Parallèlement à cette place publique, en écho et en symbole de paix, vingt cinq drapeaux blancs furent hissés aux façades ou au sommet de divers édifices publics et commerciaux du centre-ville, notamment à la Bibliothèque centrale de Montréal (alors rue Sherbrooke), à Oboro présentateur de l’évènement (4001, rue Berri), au Musée des beaux-arts de Montréal (rue Sherbrooke Ouest), au cinéma Élysée (au coin des rues Milton et Clark), à la laiterie Guaranteed Pure Milk (au coin du boulevard René-Levesque et de la rue Lucien-L ‘allier), sur un édifice à bureaux (de la rue Sainte-Catherine près de Metcalfe), etc.

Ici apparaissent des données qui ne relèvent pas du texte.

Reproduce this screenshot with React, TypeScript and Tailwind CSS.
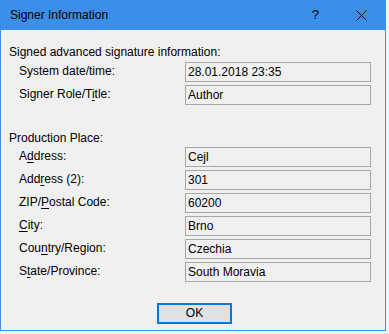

L’ensemble souligne la fonction sociale de ces différentes institutions, les rapports de force et de pouvoirs qu’elles représentent, et le rapports humains qu’elles régissent, tout en soulevant des questions touchant à la condition humaine, au regard des mêmes enjeux à l’échelle de la planète.

 

Regroupés derrière ce VIVRE, les œuvres anciennes de Pierre Allard témoignent de son engagement actif autour de questions sociales qui ne cessera de le mobiliser avec sa conjointe Annie Roy au sein de Action terroriste socialement acceptable (ATSA) qu’ils ont fondée ensemble en 1997. Il nous faudra maintenant, alors que ce VIVRE s’est éteint, apprendre à investir son legs sans lui. «Salut l’artiste» décédé prématurément.

«Ne meurent que ceux que l’on oublie.»

 

 

D’après un texte inédit revu en décembre 2018 afin de rendre hommage à cet être exceptionnel, cet ami trop rapidement parti.